## Exercise description
For the listing below, give the count of lines containing the string "index" and nothing else.
════
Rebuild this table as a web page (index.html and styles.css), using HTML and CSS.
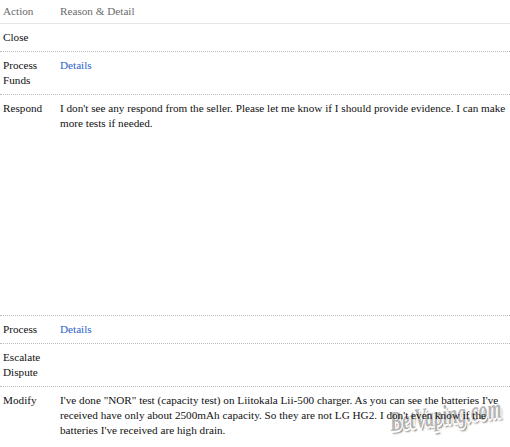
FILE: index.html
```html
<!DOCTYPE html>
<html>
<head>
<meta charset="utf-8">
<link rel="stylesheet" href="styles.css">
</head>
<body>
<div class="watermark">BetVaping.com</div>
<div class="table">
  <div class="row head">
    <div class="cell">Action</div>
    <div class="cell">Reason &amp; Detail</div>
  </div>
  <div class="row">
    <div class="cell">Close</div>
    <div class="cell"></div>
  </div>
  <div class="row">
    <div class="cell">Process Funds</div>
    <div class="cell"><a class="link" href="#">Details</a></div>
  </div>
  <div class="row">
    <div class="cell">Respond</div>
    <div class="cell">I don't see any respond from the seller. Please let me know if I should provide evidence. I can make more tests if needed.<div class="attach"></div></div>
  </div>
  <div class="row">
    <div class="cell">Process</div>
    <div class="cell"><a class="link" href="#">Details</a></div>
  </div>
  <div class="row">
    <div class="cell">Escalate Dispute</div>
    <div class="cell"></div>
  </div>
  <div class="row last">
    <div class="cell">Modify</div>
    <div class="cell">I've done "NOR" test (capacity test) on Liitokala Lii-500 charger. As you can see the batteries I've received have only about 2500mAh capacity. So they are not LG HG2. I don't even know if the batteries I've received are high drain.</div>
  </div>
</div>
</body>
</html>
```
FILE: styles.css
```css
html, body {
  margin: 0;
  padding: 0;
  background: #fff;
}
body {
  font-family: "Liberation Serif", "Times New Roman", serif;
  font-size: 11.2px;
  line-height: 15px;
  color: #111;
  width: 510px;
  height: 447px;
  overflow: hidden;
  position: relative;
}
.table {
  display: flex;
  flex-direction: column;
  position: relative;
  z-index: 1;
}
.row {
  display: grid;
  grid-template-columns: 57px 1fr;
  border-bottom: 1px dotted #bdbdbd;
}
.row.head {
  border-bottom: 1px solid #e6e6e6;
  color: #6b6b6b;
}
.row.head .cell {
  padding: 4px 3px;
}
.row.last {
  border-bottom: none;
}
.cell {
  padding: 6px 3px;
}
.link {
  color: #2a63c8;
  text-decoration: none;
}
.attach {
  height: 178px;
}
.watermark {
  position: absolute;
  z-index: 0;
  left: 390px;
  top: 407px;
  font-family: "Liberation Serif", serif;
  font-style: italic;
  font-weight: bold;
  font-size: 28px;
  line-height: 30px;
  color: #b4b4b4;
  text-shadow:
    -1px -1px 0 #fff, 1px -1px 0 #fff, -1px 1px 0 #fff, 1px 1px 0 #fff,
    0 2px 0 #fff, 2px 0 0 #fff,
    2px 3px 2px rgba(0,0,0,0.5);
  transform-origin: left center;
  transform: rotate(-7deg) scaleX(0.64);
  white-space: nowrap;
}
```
════
## Answer to this problem
4